Un compañero de trabajo dice que siempre invita a comer a quien le pide dinero. Eso le pasó una vez en un chiringuito de la playa. Se fue a la barra y encargó un bocadillo de tortilla y una botella de agua para el hombre. Al día siguiente este regresó al mismo sitio y le buscó para entregarle una preciosa pulsera de hilo que le había hecho. No sé qué tiene más valor: el trabajo realizado con sus manos o el agradecimiento.
También recuerdo un reportaje que hice hace dos años sobre la labor de una fundación. Esta tenía como objetivo buscar trabajo a colectivos vulnerables y en riesgo de exclusión social. Uno de sus beneficiarios me contó que en Perú tenía un comercio y recibía amenazas de las mafias. Hizo las maletas y viajó a España. Aquí se puso a vender chupachups en el Metro, hasta que le rescataron de la calle y gracias a un curso pudo regresar al mercado laboral. No sé qué tiene más valor: el apoyo recibido o el mérito de reinventarse.
Estos son sólo algunos ejemplos de lo mucho que podemos hacer los unos por los otros. Está claro que la atención, la estima o la dedicación son regalos trascendentales que no se compran. Se ve en una película antigua que se llama Cadena de favores. Es la historia de un niño que decide ayudar de forma desinteresada a tres personas y estas, a su vez, deben hacer lo mismo con otras tantas.
Todo parte de un trabajo que tiene que hacer para el colegio. Se le ocurre esta idea y aunque él cree que no está funcionando, lo cierto es que se va extendiendo por todo el país.

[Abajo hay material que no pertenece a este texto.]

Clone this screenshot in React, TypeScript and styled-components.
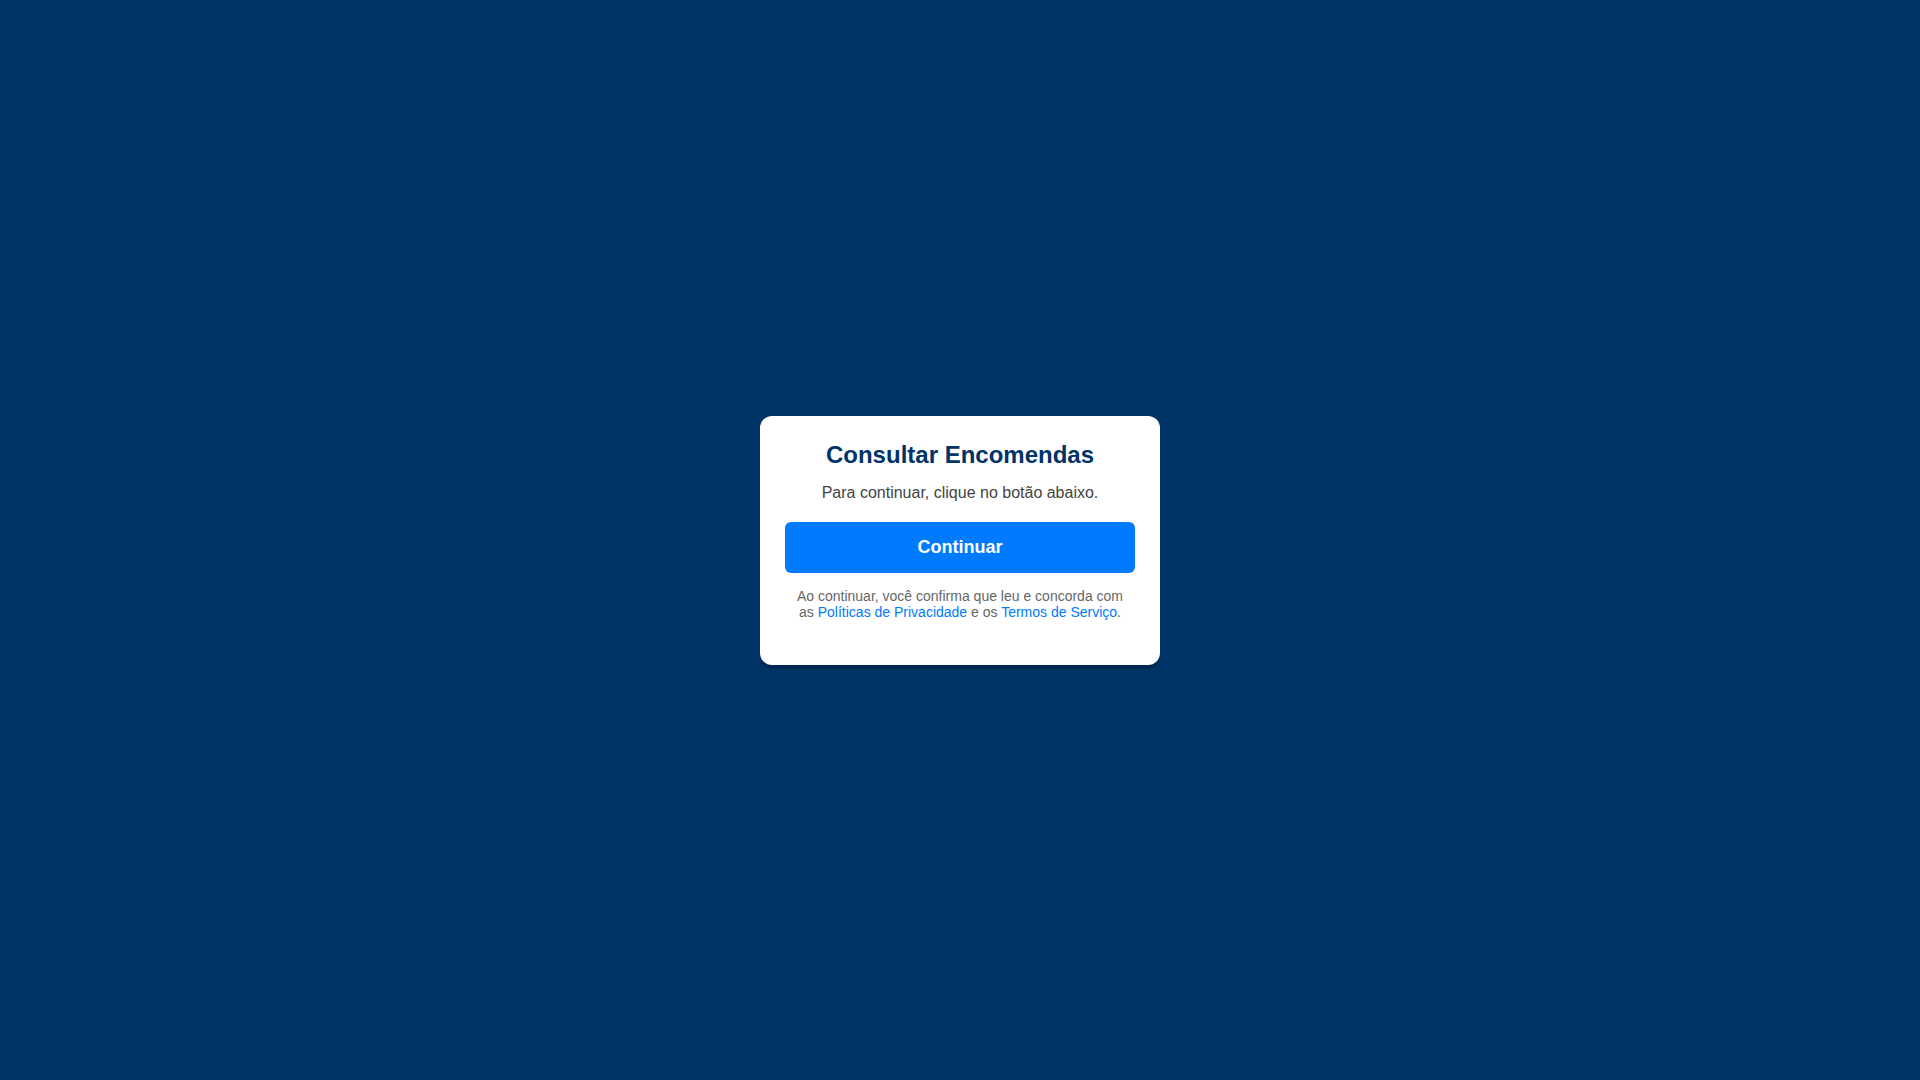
import React from 'react';
import styled, { createGlobalStyle } from 'styled-components';

const GlobalStyle = createGlobalStyle`
  body {
    margin: 0;
    background-color: #003366;
    font-family: 'Liberation Sans', Arial, sans-serif;
  }
`;

// #region -- Styled components
const Page = styled.main`
  display: flex;
  justify-content: center;
  align-items: center;
  min-height: 100vh;
`;
Page.displayName = 'Page';

const Card = styled.section`
  box-sizing: border-box;
  width: 100%;
  max-width: 400px;
  border-radius: 12px;
  padding: 25px;
  background-color: #ffffff;
  box-shadow: 0 4px 0 rgba(0, 0, 0, 0.2);
  text-align: center;
`;
Card.displayName = 'Card';

const Title = styled.h1`
  margin: 0 0 15px;
  font-size: 24px;
  line-height: 28px;
  color: #003366;
`;
Title.displayName = 'Title';

const Message = styled.p`
  margin: 0 0 20px;
  font-size: 16px;
  line-height: 18px;
  color: #444444;
`;
Message.displayName = 'Message';

const ContinueButton = styled.button`
  display: block;
  width: 100%;
  border: none;
  border-radius: 6px;
  padding: 15px;
  background-color: #007bff;
  font-family: inherit;
  font-size: 18px;
  font-weight: bold;
  line-height: 21px;
  color: #ffffff;
  cursor: pointer;
  &:hover {
    background-color: #0056b3;
  }
`;
ContinueButton.displayName = 'ContinueButton';

const Terms = styled.p`
  margin: 15px 0 20px;
  padding: 0 5px;
  font-size: 14px;
  line-height: 16px;
  color: #666666;
`;
Terms.displayName = 'Terms';

const TermsLink = styled.a`
  text-decoration: none;
  color: #007bff;
  &:hover {
    text-decoration: underline;
  }
`;
TermsLink.displayName = 'TermsLink';
// #endregion

function App() {
  return (
    <Page>
      <GlobalStyle />
      <Card>
        <Title>Consultar Encomendas</Title>
        <Message>Para continuar, clique no botão abaixo.</Message>
        <ContinueButton type="button">Continuar</ContinueButton>
        <Terms>
          Ao continuar, você confirma que leu e concorda com as{' '}
          <TermsLink href="/privacidade">Políticas de Privacidade</TermsLink> e os{' '}
          <TermsLink href="/termos">Termos de Serviço</TermsLink>.
        </Terms>
      </Card>
    </Page>
  );
}

export default App;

Al final llega a tener tanto éxito que le hacen una entrevista. En ella le preguntan cómo se le ocurrió poner este sistema en marcha y explica que “hay que amar a las personas, protegerlas, porque no siempre ven lo que necesitan”. “Es una gran oportunidad de arreglar algo que no sea tu bici, se puede arreglar una persona”, proclama. Es un mensaje completamente idealista. Está claro que no lograremos cambiar el mundo, pero seguro que algo se podrá mejorar. No se pierde nada por intentarlo.
Lo saben bien los miles de voluntarios que hay repartidos por distintas entidades sociales. Ellos entregan su tiempo y esfuerzo a los demás sin pedir nada a cambio. También lo hacen otros muchos individuos en su día a día con gestos sencillos.
Mi padre era de estos últimos. Era muy generoso. No era rico y, sin embargo, pagaba rondas en el bar, llevaba cajas repletas de frutas y verduras a la familia y organizaba viajes modestos sólo para ver las caras de felicidad de los suyos. Pero no era sólo una cuestión económica. También tenía algo muy valioso y es que sabía escuchar. Atendía a todo el que se le acercaba. No era por amabilidad, le interesaban de verdad los problemas de los demás y hacía lo posible por aliviarlos. No solemos hablar del poder transformador de la bondad, pero existe. Esa es la magia.